Companies risk “wasting time and money” by not utilising office spaces properly following the pandemic.
Richard Eades, global category lead for travel, meetings and events at BP, said travelling for the sake of travelling following the pandemic was a waste of company resources.
“Driving up and down the motorway just to go and sit behind a computer with a headset on is just a waste of company time and money,” he said.
Instead, companies should create more flexible working spaces to gain the most value from offices, he told the Business Travel Show Europe.
Arguing offices will not reach their full capacity again following the adoption of hybrid working models, he said: “We’re clearly not going to have 6,000 people going into the office every day. So are we going to use a break clause and remove that particular building, or actually utilise that building for something different?”
He said companies could begin to view offices as meeting spaces, but should also look at using offices as event spaces, instead of using external venues for events.

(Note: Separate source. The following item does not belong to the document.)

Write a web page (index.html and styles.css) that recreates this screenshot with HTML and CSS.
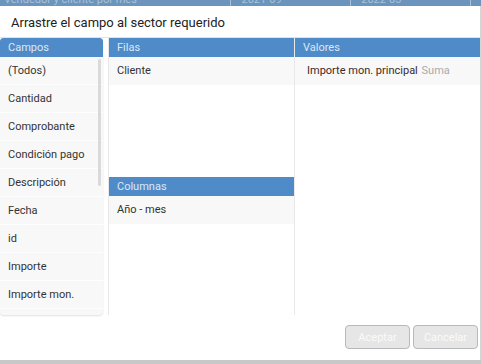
FILE: index.html
```html
<!DOCTYPE html>
<html lang="es">
<head>
  <meta charset="UTF-8">
  <meta name="viewport" content="width=device-width, initial-scale=1.0">
  <title>Campos de la tabla</title>
  <link rel="stylesheet" href="styles.css">
</head>
<body>
  <!-- grid behind the dialog, only its lower edge shows -->
  <div class="backdrop">
    <div class="backdrop-row">
      <span class="bd-cell bd-wide">Vendedor y cliente por mes</span>
      <span class="bd-cell">2021-09</span>
      <span class="bd-cell">2022-03</span>
      <span class="bd-cell bd-last"></span>
    </div>
  </div>

  <div class="dialog">
    <div class="dialog-title">Arrastre el campo al sector requerido</div>

    <div class="dialog-body">
      <!-- Fields -->
      <div class="panel fields">
        <div class="panel-header">Campos</div>
        <ul class="field-list">
          <li>(Todos)</li>
          <li>Cantidad</li>
          <li>Comprobante</li>
          <li>Condición pago</li>
          <li>Descripción</li>
          <li>Fecha</li>
          <li>id</li>
          <li>Importe</li>
          <li>Importe mon.</li>
          <li></li>
        </ul>
        <div class="scroll-thumb"></div>
      </div>

      <!-- Rows / Columns -->
      <div class="middle">
        <div class="area">
          <div class="panel-header">Filas</div>
          <div class="area-item">Cliente</div>
        </div>
        <div class="area">
          <div class="panel-header">Columnas</div>
          <div class="area-item">Año - mes</div>
        </div>
      </div>

      <!-- Values -->
      <div class="area values">
        <div class="panel-header">Valores</div>
        <div class="area-item">Importe mon. principal <span class="summary">Suma</span></div>
      </div>
    </div>

    <div class="dialog-footer">
      <button class="btn" disabled>Aceptar</button>
      <button class="btn" disabled>Cancelar</button>
    </div>
  </div>
</body>
</html>
```

FILE: styles.css
```css
body {
  margin: 0;
  font-family: Roboto, "Liberation Sans", sans-serif;
  background-color: #c8c8c8;
  color: #333;
  width: 481px;
  height: 364px;
  overflow: hidden;
}

.backdrop {
  height: 6px;
  overflow: hidden;
  background-color: #6b95bd;
}

.backdrop-row {
  display: flex;
  margin-top: -7px;
  height: 13px;
  font-size: 11px;
  line-height: 13px;
  color: #a9c2da;
}

.bd-cell {
  width: 120px;
  padding-left: 10px;
  border-right: 1px solid #a8c0d8;
  box-sizing: border-box;
}

.bd-wide {
  width: 232px;
  padding-left: 4px;
}

.bd-last {
  width: 10px;
  border-right: none;
}

.dialog {
  height: 354px;
  background-color: #fff;
  border-right: 1px solid #d6d6d6;
  display: flex;
  flex-direction: column;
}

.dialog-title {
  height: 28px;
  line-height: 28px;
  padding: 3px 0 0 11px;
  font-size: 13px;
  color: #222;
  border-bottom: 1px solid #e3e3e3;
}

.dialog-body {
  display: grid;
  grid-template-columns: 108px 187px 185px;
  height: 278px;
}

.panel-header {
  height: 19px;
  line-height: 19px;
  padding-left: 8px;
  font-size: 11px;
  background-color: #4f8bc9;
  color: #dce8f5;
}

.fields {
  position: relative;
  width: 103px;
  background-color: #f8f8f8;
  border-radius: 3px 3px 4px 4px;
  box-shadow: 0 1px 2px rgba(0, 0, 0, 0.12);
  overflow: hidden;
  height: 277px;
}

.fields .panel-header {
  border-radius: 3px 3px 0 0;
}

.field-list {
  list-style: none;
  margin: 0;
  padding: 0;
}

.field-list li {
  height: 27px;
  line-height: 28px;
  padding-left: 8px;
  font-size: 11px;
  border-bottom: 1px solid #fff;
}

.scroll-thumb {
  position: absolute;
  left: 98px;
  top: 21px;
  width: 3px;
  height: 127px;
  border-radius: 2px;
  background-color: #dadada;
}

.middle {
  display: flex;
  flex-direction: column;
  border-left: 1px solid #e8e8e8;
  border-right: 1px solid #e8e8e8;
  height: 277px;
}

.area {
  flex: 1;
}

.middle .area + .area {
  margin-top: 1px;
}

.area-item {
  height: 28px;
  line-height: 28px;
  padding-left: 8px;
  font-size: 11px;
  background-color: #f8f8f8;
}

.values .area-item {
  padding-left: 12px;
  color: #3a2a2a;
}

.summary {
  color: #aaa;
  margin-left: 1px;
}

.dialog-footer {
  display: flex;
  justify-content: flex-end;
  gap: 3px;
  padding: 9px 2px 0 0;
}

.btn {
  width: 65px;
  height: 24px;
  border: 1px solid #b9b9b9;
  border-radius: 4px;
  background-color: #e6e6e6;
  color: #fafafa;
  font-family: Roboto, "Liberation Sans", sans-serif;
  font-size: 11px;
}
```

“Those are the kinds of questions that I think large organisations will be looking at asking, what footprint, what assets do we need in future? That's going to influence them in that use of virtual, hybrid and travel opportunities. That could change some of the dynamics in our footprint in the future,” Eades said.
In viewing offices as multi-purpose venues, companies could make better value out of these spaces and save money by not looking to external venues to host events and client gatherings, he argued.
“We need to open up that office environment. As a travel manager, I need my supply base to be able to come into the office so I can interact with them face to face, otherwise I've got to travel somewhere else to go and meet them in London,” he said.
During a panel discussion about the future of business meetings, Scott Gillespie, managing director at travel management consultancy tClara, said business travel conversations had focused too heavily on meeting external suppliers and not enough on internal connections.
He argued: “Let me just be as clear as I can. That is an incredibly foolish premise to believe that only client travel should be justified over internal travel.”
He continued: “If you believe that client travel is far more valuable than internal travel, then your organisation should absolutely sell off all its office space.
“The only reason we have office spaces is because we believe there's great value in having people work close together. So it's like saying, we can't justify a trip that's designed to create innovation, or foster leadership or teamwork or trust and accountability.
“It's beyond silly. I really hope travel managers can do a better job of advocating for travel for internal purposes because it clearly has value. Oftentimes it will outweigh the trivial trip on an account that has very little revenue opportunity.”